API Reference
save_delta_from_paths
dt.save_delta_from_paths(
out_path,
finetuned_dir,
base_dir,
strategy="sparse",
prefetch=2,
**kwargs,
) -> str
Streaming delta save. Peak RAM is O(prefetch tensors), not O(two full models).
Args:
| Parameter | Type | Description |
|---|---|---|
out_path |
str \| Path |
Output .wdelta file path |
finetuned_dir |
str \| Path |
Folder containing fine-tuned safetensors shards |
base_dir |
str \| Path |
Folder containing base safetensors shards |
strategy |
str |
"sparse", "quantized", or "int4" |
prefetch |
int |
Number of tensor pairs to prefetch (default 2) |
**kwargs |
Strategy-specific options (see below) |
Strategy kwargs:
| Strategy | kwarg | default | description |
|---|---|---|---|
sparse |
sparsity |
0.9 |
Fraction of weights to zero out |
int4 |
outlier_fraction |
0.01 |
Fraction of weights stored as float16 outliers |
Returns: SHA-256 hex hash of the base model.
load_delta_from_paths
dt.load_delta_from_paths(
path,
base_dir,
verify=True,
) -> Dict[str, np.ndarray]
Reconstruct a fine-tuned model from a .wdelta file and a base model directory.
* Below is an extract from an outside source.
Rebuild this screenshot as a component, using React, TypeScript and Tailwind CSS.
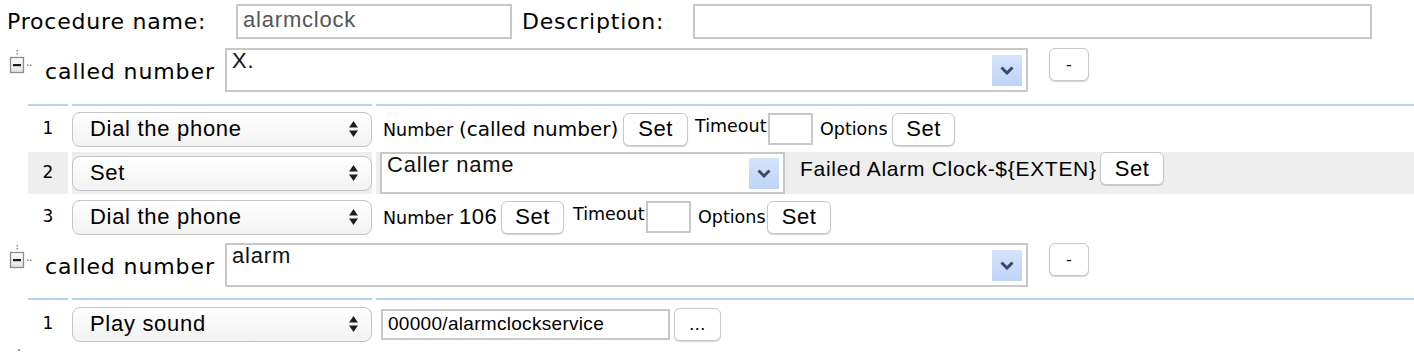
import React from "react";

const DV = "font-['DejaVu_Sans',Verdana,sans-serif]";
const LIB = "font-['Liberation_Sans',Arial,Helvetica,sans-serif]";

function TreeIcon() {
  return (
    <svg width="32" height="44" viewBox="0 0 32 44" className="ml-[4px] shrink-0">
      <rect x="12.5" y="2" width="1.5" height="1.5" fill="#8a8a8a" />
      <rect x="12.5" y="5" width="1.5" height="1.5" fill="#8a8a8a" />
      <defs>
        <linearGradient id="tg" x1="0" y1="0" x2="0" y2="1">
          <stop offset="0" stopColor="#ffffff" />
          <stop offset="1" stopColor="#e2e2e2" />
        </linearGradient>
      </defs>
      <rect x="6.5" y="9.5" width="13" height="15" fill="url(#tg)" stroke="#8c8c8c" strokeWidth="1.3" />
      <rect x="9" y="16" width="8" height="2.2" fill="#1c1c1c" />
      <rect x="23" y="16.5" width="1.5" height="1.5" fill="#8a8a8a" />
      <rect x="26" y="16.5" width="1.5" height="1.5" fill="#8a8a8a" />
    </svg>
  );
}

function Chevron() {
  return (
    <svg width="14" height="9" viewBox="0 0 14 9">
      <path d="M1.5 1.5 L7 7 L12.5 1.5" fill="none" stroke="#3a4a66" strokeWidth="3" strokeLinejoin="miter" />
    </svg>
  );
}

function Combo({ text, className }: { text: string; className: string }) {
  return (
    <div className={`flex border-2 border-[#c8c8c8] bg-white ${className}`}>
      <span className={`${LIB} flex-1 pl-[5px] text-[22px] leading-[22px] tracking-[0.8px] text-[#111]`}>{text}</span>
      <div className="mr-[4px] flex h-[31px] w-[30px] items-center justify-center self-center bg-linear-to-b from-[#d6e4fc] to-[#bed3f6]">
        <Chevron />
      </div>
    </div>
  );
}

function SetButton({ w, label = "Set", className = "" }: { w: string; label?: string; className?: string }) {
  return (
    <button
      className={`${LIB} ${w} ${className} h-[33px] shrink-0 rounded-[6px] border border-[#c8c8c8] bg-white text-[22px] leading-none tracking-[0.5px] text-black shadow-[0_1px_1px_rgba(0,0,0,0.18)]`}
    >
      {label}
    </button>
  );
}

function StepSelect({ label }: { label: string }) {
  return (
    <div className="flex h-[35px] w-full items-center justify-between rounded-[8px] border border-[#c4c4c4] bg-linear-to-b from-white to-[#f2f2f2] pl-[17px] pr-[12px]">
      <span className={`${LIB} text-[22px] leading-none tracking-[0.7px] text-black`}>{label}</span>
      <svg width="11" height="18" viewBox="0 0 11 18">
        <path d="M5.5 1 L10 7.5 H1 Z" fill="#1e1e1e" />
        <path d="M5.5 17 L10 10.5 H1 Z" fill="#1e1e1e" />
      </svg>
    </div>
  );
}

function TreeRow({ text, className }: { text: string; className: string }) {
  return (
    <div className={`flex h-[44px] items-center ${className}`}>
      <TreeIcon />
      <span className={`${DV} ml-[9px] w-[180px] shrink-0 whitespace-nowrap pt-[4px] text-[22px] leading-[26px] tracking-[0.9px]`}>
        called number
      </span>
      <Combo text={text} className="h-[44px] w-[803px] shrink-0" />
      <button className={`${DV} ml-[21px] h-[33px] w-[40px] self-start rounded-[6px] border border-[#c8c8c8] bg-white text-[16px] leading-none shadow-[0_1px_1px_rgba(0,0,0,0.18)]`}>
        -
      </button>
    </div>
  );
}

function BlueLine({ className }: { className: string }) {
  return (
    <div className={`ml-[28px] flex gap-[4px] ${className}`}>
      <div className="h-[2px] w-[40px] bg-[#b3d4eb]" />
      <div className="h-[2px] w-[300px] bg-[#b3d4eb]" />
      <div className="h-[2px] flex-1 bg-[#b3d4eb]" />
    </div>
  );
}

function StepRow({
  n,
  action,
  gray = false,
  h,
  className = "",
  children,
}: {
  n: string;
  action: string;
  gray?: boolean;
  h: string;
  className?: string;
  children: React.ReactNode;
}) {
  const bg = gray ? "bg-[#eeeeee]" : "";
  return (
    <div className={`ml-[28px] flex gap-[4px] ${h} ${className}`}>
      <div className={`${DV} flex w-[40px] shrink-0 items-center justify-center text-[17px] ${bg}`}>{n}</div>
      <div className={`flex w-[300px] shrink-0 items-center ${bg}`}>
        <StepSelect label={action} />
      </div>
      <div className={`flex flex-1 ${bg}`}>{children}</div>
    </div>
  );
}

const small = `${DV} text-[17.5px] leading-[20px] whitespace-nowrap shrink-0`;

export default function App() {
  return (
    <div className="h-[352px] w-[1414px] overflow-hidden bg-white text-black">
      {/* procedure row */}
      <div className="flex items-center pt-[4px]">
        <span className={`${DV} ml-[7px] w-[229px] shrink-0 whitespace-nowrap text-[22px] leading-[26px] tracking-[0.8px]`}>
          Procedure name:
        </span>
        <input
          readOnly
          value="alarmclock"
          className={`${LIB} h-[35px] w-[276px] shrink-0 border-2 border-[#c8c8c8] px-[5px] pb-[3px] text-[22px] tracking-[0.8px] text-[#555] outline-none`}
        />
        <span className={`${DV} ml-[10px] w-[171px] shrink-0 whitespace-nowrap text-[22px] leading-[26px] tracking-[0.8px]`}>
          Description:
        </span>
        <input readOnly value="" className="h-[35px] w-[679px] shrink-0 border-2 border-[#c8c8c8] outline-none" />
      </div>

      <TreeRow text="X." className="mt-[9px]" />
      <BlueLine className="mt-[12px]" />

      <StepRow n="1" action="Dial the phone" h="h-[40px]" className="mt-[3px]">
        <div className="flex items-center pl-[7px]">
          <span className={`${small} w-[240px]`}>
            Number <span className="text-[20px]">(called number)</span>
          </span>
          <SetButton w="w-[65px]" />
          <span className={`${small} ml-[7px] w-[73px] pb-[6px]`}>Timeout</span>
          <div className="h-[32px] w-[45px] shrink-0 border-2 border-[#c8c8c8] bg-white" />
          <span className={`${small} ml-[7px] w-[72px]`}>Options</span>
          <SetButton w="w-[63px]" />
        </div>
      </StepRow>

      <StepRow n="2" action="Set" gray h="h-[42px]" className="mt-[3px]">
        <div className="flex items-start pl-[4px]">
          <Combo text="Caller name" className="h-[42px] w-[405px] shrink-0" />
          <span className={`${LIB} ml-[15px] mt-[5px] w-[300px] shrink-0 whitespace-nowrap text-[21px] leading-[24px] tracking-[0.7px]`}>
            {"Failed Alarm Clock-${EXTEN}"}
          </span>
          <SetButton w="w-[64px]" />
        </div>
      </StepRow>

      <StepRow n="3" action="Dial the phone" h="h-[40px]" className="mt-[3px]">
        <div className="flex items-center pl-[7px]">
          <span className={`${small} w-[118px]`}>
            Number <span className={`${LIB} text-[22px] tracking-[0.6px]`}>106</span>
          </span>
          <SetButton w="w-[63px]" />
          <span className={`${small} ml-[9px] w-[73px] pb-[6px]`}>Timeout</span>
          <div className="h-[32px] w-[45px] shrink-0 border-2 border-[#c8c8c8] bg-white" />
          <span className={`${small} ml-[7px] w-[69px]`}>Options</span>
          <SetButton w="w-[64px]" />
        </div>
      </StepRow>

      <TreeRow text="alarm" className="mt-[6px]" />
      <BlueLine className="mt-[11px]" />

      <StepRow n="1" action="Play sound" h="h-[40px]" className="mt-[4px]">
        <div className="flex items-center pl-[5px]">
          <input
            readOnly
            value="00000/alarmclockservice"
            className={`${LIB} h-[31px] w-[289px] shrink-0 border-2 border-[#c8c8c8] px-[5px] text-[19px] tracking-[0.3px] text-black outline-none`}
          />
          <SetButton w="w-[47px]" label="..." className="ml-[4px] !text-[18px]" />
        </div>
      </StepRow>

      <div className="ml-[18px] mt-[5px] h-[2px] w-[2px] bg-[#999]" />
    </div>
  );
}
Loads each base shard once — O(n_shards) file opens rather than O(n_tensors × n_shards).
Args:
| Parameter | Type | Description |
|---|---|---|
path |
str \| Path |
Path to the .wdelta file |
base_dir |
str \| Path |
Folder containing base safetensors shards |
verify |
bool |
SHA-256 verify base before reconstructing (default True) |
Returns: Reconstructed state dict as Dict[str, np.ndarray].
inspect
dt.inspect(path) -> dict
Return metadata from a .wdelta file without loading the base model.
Args:
| Parameter | Type | Description |
|---|---|---|
path |
str \| Path |
Path to the .wdelta file |
Returns:
{
"path": "checkpoint.wdelta",
"size_mb": 294.2,
"parent_hash": "e1810a...",
"strategy": "int4",
"n_tensors": 290,
"tensors": {
"model.embed_tokens.weight": {"shape": [151936, 896], "dtype": "float32"},
...
}
}
save_delta
dt.save_delta(
path,
finetuned,
base,
strategy="sparse",
**kwargs,
) -> str
Compute and save the delta between finetuned and base. Loads both models fully into RAM — for models larger than ~3B use save_delta_from_paths instead.
Args:
| Parameter | Type | Description |
|---|---|---|
path |
str \| Path |
Output .wdelta file path |
finetuned |
Dict[str, np.ndarray \| Tensor] |
Fine-tuned state dict |
base |
Dict[str, np.ndarray \| Tensor] |
Base state dict |
strategy |
str |
"sparse", "quantized", or "int4" |
Returns: SHA-256 hex hash of the base model.
load_delta
dt.load_delta(
path,
base,
verify=True,
) -> Dict[str, np.ndarray]
Reconstruct a fine-tuned model from a .wdelta file and a base state dict. Requires the full base loaded in RAM — for large models use load_delta_from_paths instead.
Args:
| Parameter | Type | Description |
|---|---|---|
path |
str \| Path |
Path to the .wdelta file |
base |
Dict[str, np.ndarray \| Tensor] |
Base state dict |
verify |
bool |
SHA-256 verify base before reconstructing (default True) |
Returns: Reconstructed state dict as Dict[str, np.ndarray].